Lupa

Lupa is an author, artist and nature-lover living in Portland, Oregon. Her most recent books are New Paths to Animal Totems: Three Alternative Approaches to Creating Your Own Totemism, and Plant and Fungus Totems: Connect with Spirits of Field, Forest, and Garden.

Lupa has been making art out of hide and bone for nearly 20 years, and her latest project is The Tarot of Bones: A Natural History Divination Set, currently being funded through Indiegogo through to May 19, 2015.

Psyche: First of all, congratulations on having your Indigogo campaign funded within your first 100 hours, that’s wonderful! It’s an unusual deck, and I wanted to know why tarot, why bones?

Lupa: Back in October [2014] I had a piece in a local gallery that had a group show with a tarot theme. It was my usual assemblage style, it had a coyote skull and some other things, basically pointing toward the Five of Coins. Putting the piece together, enjoying the show and being able to see everyone else’s interpretation of the tarot and their works, by the end of the evening I felt really inspired.

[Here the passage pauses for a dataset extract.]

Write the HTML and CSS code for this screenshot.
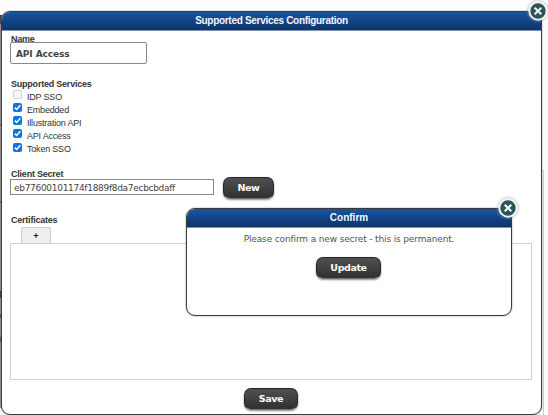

I thought about it for a while, and I decided to go ahead and do a full deck. Partly because I really like the symbolism of the various cards of the tarot – there are a lot of rich archetypes in there, a lot of just a lot of very relatable experiences in the cards — but also because I’ve been doing totemic work for the better part of 20 years, and there’s a lot of deep symbolism in that work as well. I wanted to combine this fairly human-centred symbolism of the tarot with a broader interpretation of nature.

Because I do the hide and bone work in my art, it just was natural (no pun intended) to centre it on bones. They’re very durable. They’re very visually appealing. They take to a number of different media nicely: you can paint them, you can glue things to them, and you can carve them. They make a really nice basis for a larger artistic project.

Has tarot been something that’s been part of your practice for a while, or was it a recent inspiration? How did that come about?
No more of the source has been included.